The change in course choices will empower the students. There won’t be any permanent separation between extra-curriculum, co-curriculum, and mainstream curriculum. The activities will be distributed in different stages of education.  

  • Multilingualism

The academic life should be in line with what we are outside the school. Language plays an important role in a child’s education. This policy allows the usage and development of Indian languages mentioned in the eighth schedule of our constitution.

  • National Curriculum Framework for School Education

Under NCERT, a new wing of the National Curriculum Framework for School Education (NCFSE) is to set up. This department will develop an extensive curriculum for school education. Based on this, national books will be formed and published.

  • Local content in textbooks

National books will also be enriched by specific local content. NCERT and SCERT are together working on the development of books on this line.

  • Gifted students

The trained teachers will encourage gifted children to pursue singular interests. They need special attention and care for their growth.

  • Teacher deployment and grow as professionals

The new set of the framework has been set for up-grading teachers as well. The National Professional Standards for Teachers (NPST) have been set up for the formation of the guidelines of the same. This covers the approach to be followed by the teachers, need of special educators and many more.

Major reforms in Higher Education

There are significant changes in national education policy to address the problems of higher education. The reforms are pointed below:

  • High-quality Universities and colleges

The policy supports more multidisciplinary courses in college and university levels. The faculty and institution are moving towards autonomy. The policy supports the growth of integrity between faculties and leadership positions for more development. There would be a single regulator for higher education.

  • Multidisciplinary Education

The policy also aims to merge humanities and arts with science and technology as the ethical and aesthetic aspect of education is vital along with tech growth. The course years should be adjusted according to its design.

  • Learning Optimization

The institutions will design the curriculum and pedagogy of higher education. There will be a flexible choice based credit system to ensure optimal learning.

  • Inclusion 

There will be many parameters to make our higher education system inclusive. The policy opens up new ways to make the migration of students easy. New Indian language courses are about to come up. There is also a considerable attempt to bridge the gap between educational background and job opportunities.

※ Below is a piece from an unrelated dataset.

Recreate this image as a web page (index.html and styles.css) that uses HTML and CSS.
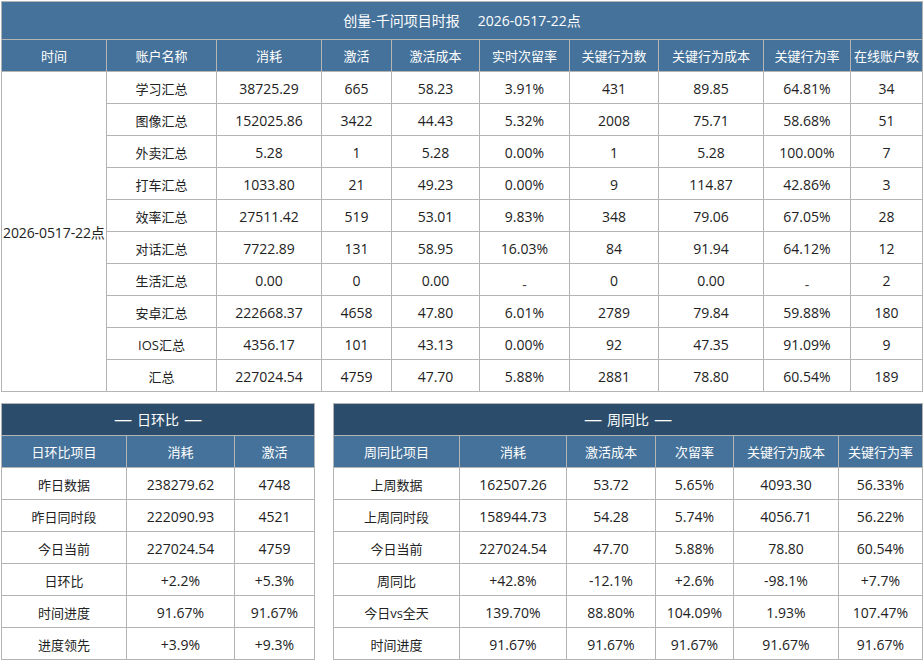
FILE: index.html
```html
<!DOCTYPE html>
<html lang="zh-CN">
<head>
<meta charset="utf-8">
<title>创量-千问项目时报</title>
<link rel="stylesheet" href="styles.css">
</head>
<body>
<div class="page">
  <table class="grid main">
    <colgroup>
      <col style="width:105px"><col style="width:110px"><col style="width:105px"><col style="width:70px"><col style="width:88px"><col style="width:90px"><col style="width:89px"><col style="width:105px"><col style="width:87px"><col style="width:72px">
    </colgroup>
    <tr class="title"><td colspan="10"><span>创量-千问项目时报</span><span class="date">2026-0517-22点</span></td></tr>
    <tr class="head"><td>时间</td><td>账户名称</td><td>消耗</td><td>激活</td><td>激活成本</td><td>实时次留率</td><td>关键行为数</td><td>关键行为成本</td><td>关键行为率</td><td>在线账户数</td></tr>
    <tr><td rowspan="10" class="time">2026-0517-22点</td><td class="lbl">学习汇总</td><td>38725.29</td><td>665</td><td>58.23</td><td>3.91%</td><td>431</td><td>89.85</td><td>64.81%</td><td>34</td></tr>
    <tr><td>图像汇总</td><td>152025.86</td><td>3422</td><td>44.43</td><td>5.32%</td><td>2008</td><td>75.71</td><td>58.68%</td><td>51</td></tr>
    <tr><td>外卖汇总</td><td>5.28</td><td>1</td><td>5.28</td><td>0.00%</td><td>1</td><td>5.28</td><td>100.00%</td><td>7</td></tr>
    <tr><td>打车汇总</td><td>1033.80</td><td>21</td><td>49.23</td><td>0.00%</td><td>9</td><td>114.87</td><td>42.86%</td><td>3</td></tr>
    <tr><td>效率汇总</td><td>27511.42</td><td>519</td><td>53.01</td><td>9.83%</td><td>348</td><td>79.06</td><td>67.05%</td><td>28</td></tr>
    <tr><td>对话汇总</td><td>7722.89</td><td>131</td><td>58.95</td><td>16.03%</td><td>84</td><td>91.94</td><td>64.12%</td><td>12</td></tr>
    <tr><td>生活汇总</td><td>0.00</td><td>0</td><td>0.00</td><td><span class="nil">-</span></td><td>0</td><td>0.00</td><td><span class="nil">-</span></td><td>2</td></tr>
    <tr><td>安卓汇总</td><td>222668.37</td><td>4658</td><td>47.80</td><td>6.01%</td><td>2789</td><td>79.84</td><td>59.88%</td><td>180</td></tr>
    <tr><td>IOS汇总</td><td>4356.17</td><td>101</td><td>43.13</td><td>0.00%</td><td>92</td><td>47.35</td><td>91.09%</td><td>9</td></tr>
    <tr><td>汇总</td><td>227024.54</td><td>4759</td><td>47.70</td><td>5.88%</td><td>2881</td><td>78.80</td><td>60.54%</td><td>189</td></tr>
  </table>

  <div class="bottom">
    <table class="grid small left">
      <colgroup><col style="width:125px"><col style="width:108px"><col style="width:80px"></colgroup>
      <tr class="band"><td colspan="3"><span class="dash">—</span> 日环比 <span class="dash">—</span></td></tr>
      <tr class="head"><td>日环比项目</td><td>消耗</td><td>激活</td></tr>
      <tr><td>昨日数据</td><td>238279.62</td><td>4748</td></tr>
      <tr><td>昨日同时段</td><td>222090.93</td><td>4521</td></tr>
      <tr><td>今日当前</td><td>227024.54</td><td>4759</td></tr>
      <tr><td>日环比</td><td>+2.2%</td><td>+5.3%</td></tr>
      <tr><td>时间进度</td><td>91.67%</td><td>91.67%</td></tr>
      <tr><td>进度领先</td><td>+3.9%</td><td>+9.3%</td></tr>
    </table>

    <table class="grid small right">
      <colgroup><col style="width:126px"><col style="width:107px"><col style="width:89px"><col style="width:78px"><col style="width:105px"><col style="width:84px"></colgroup>
      <tr class="band"><td colspan="6"><span class="dash">—</span> 周同比 <span class="dash">—</span></td></tr>
      <tr class="head"><td>周同比项目</td><td>消耗</td><td>激活成本</td><td>次留率</td><td>关键行为成本</td><td>关键行为率</td></tr>
      <tr><td>上周数据</td><td>162507.26</td><td>53.72</td><td>5.65%</td><td>4093.30</td><td>56.33%</td></tr>
      <tr><td>上周同时段</td><td>158944.73</td><td>54.28</td><td>5.74%</td><td>4056.71</td><td>56.22%</td></tr>
      <tr><td>今日当前</td><td>227024.54</td><td>47.70</td><td>5.88%</td><td>78.80</td><td>60.54%</td></tr>
      <tr><td>周同比</td><td>+42.8%</td><td>-12.1%</td><td>+2.6%</td><td>-98.1%</td><td>+7.7%</td></tr>
      <tr><td>今日vs全天</td><td>139.70%</td><td>88.80%</td><td>104.09%</td><td>1.93%</td><td>107.47%</td></tr>
      <tr><td>时间进度</td><td>91.67%</td><td>91.67%</td><td>91.67%</td><td>91.67%</td><td>91.67%</td></tr>
    </table>
  </div>
</div>
</body>
</html>
```

FILE: styles.css
```css
html, body {
  margin: 0;
  padding: 0;
  background: #ffffff;
}

body {
  font-family: "Open Sans", "Noto Sans CJK SC", sans-serif;
  font-size: 14px;
  color: #222222;
}

.page {
  padding: 1px 0 0 1px;
  width: 922px;
}

.grid {
  border-collapse: collapse;
  table-layout: fixed;
}

.grid td {
  border: 1px solid #b4b4b4;
  padding: 3px 0 0 0;
  text-align: center;
  white-space: nowrap;
  line-height: 16px;
  font-size: 14px;
}

.grid td:first-child,
.main td.lbl {
  font-size: 13px;
}

.grid tr {
  height: 32px;
}

.main {
  width: 922px;
}

.main .title {
  height: 38px;
}

.main .title td {
  background: #45729a;
  color: #ffffff;
  font-size: 14px;
  padding-top: 1px;
}

.main .title .date {
  margin-left: 18px;
}

.grid .head td {
  background: #45729a;
  color: #ffffff;
  font-size: 13px;
  padding-top: 1px;
}

.main td.time {
  overflow: visible;
  text-align: left;
  padding-left: 1px;
  font-size: 14px;
  letter-spacing: -0.1px;
}

.nil {
  display: inline-block;
  transform: translateY(4px);
  color: #444444;
}

.bottom {
  display: flex;
  gap: 18px;
  margin-top: 11px;
  align-items: flex-start;
}

.small.left {
  width: 314px;
}

.small.right {
  width: 590px;
}

.grid .band td {
  background: #2b4d6b;
  color: #ffffff;
  font-size: 14px;
  padding-top: 1px;
}

.dash {
  display: inline-block;
  transform: scaleX(1.3);
  margin: 0 3px;
}
```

  • Colleges Teachers’ education

The teachers in the stream of higher education have to be highly educated first. Therefore the Supreme Court has given strict order against any paid degree. The teachers can take 4 years of integrated B.Ed course. The department to Higher Education In Indian is also offering various education programs. There online platforms like SWAYAM or DIKSHA, which is excellent for enriching learning for in-service teachers.

New advancement

Integration of technology and education

With the high pace of new educational global space, India is not left behind. Indian has exhibited its space technology, defense technology, and much more cutting edge tech development. To continue the growth and to stand firm next to the world’s most significant powers, we need to train our students. In this way,  every brain will be allowed to think beyond and innovative in all aspects of life. Therefore, this policy has started to integrate technology with education from the school level itself. It gives a better understanding of subject matter and retains in the brain for a more extended period. The classrooms are becoming smart classrooms throughout the nation. There are many other platforms to aid school education.

Digital education

When schools are not open at this period, all the schools are catering to the students via digital media. We were not ready for it, yet somehow we are surviving. The policy covers the scope of digital education, which could have smooth digital platforms for classroom learning form home. This will reach education to the rural areas as well.

The revival of Indian and ancient  Languages

The overdependence on English is sometimes scary as the usage of our language is not promoted. This threatens the culture and language history of our great country. Therefore, this policy focuses on the revival of Indian languages in the school education system. New institutions are to be set up for Pali, Prakrit, and Persian languages.

Major challenges

  • Under the school education reforms, it is vital to cover pre-school children under RTE however, it does not seem feasible in the near future as the infrastructure and vacancies of teachers are not enough to hold it.
  • The idea of Rashtra Siksha Aayog is a novel ides of our country, but it has to face many administrative and practical problems. 
  • The policy gives a hint of higher technological advancement, but it is silent on the vital programs of Artificial Intelligence, Nanotechnology, cyberspace, and more.
  • The policy aims to target 6% public spending, but the mobilization of this amount is complicated and full hurdles.
  • The policy permits the foreign universities to set up in the country, but, it is silent on higher Education Funding Agency.

 Implementation

All the plans and policies look great on paper; however, we stumble on its implementation. The education policy of 1968 fell on the face because of the fund crisis and unrealistic goals. Education is a concurrent subject that means, both center and state will be involved in the minute guideline formation and implementation. Our government has targeted 2040 to achieve all the goals pointed down in this policy. This is a basic framework and their scope of evolvement and betterment. The HRD ministry is ready to set up subject-wise committees at both levels. These committees will involve renowned think tanks of the countries, including NCERT, Central Advisory Board of Education, national boards, state boards, and National Tasting Agency. 

 Conclusion

National Education Policy in India 2020 is the new framework to guide the educational development of the country. It is essential to understand the growing need and expectation of futuristic jobs and to skill young people to grab the opportunity yet to come. There are also many schemes for skill development, both national and regional benefits like AP Mukhyamantri Yuvanestham Scheme. Therefore, we have updated all that you needed to know about the new education policy, which is ready to bring revolution in India.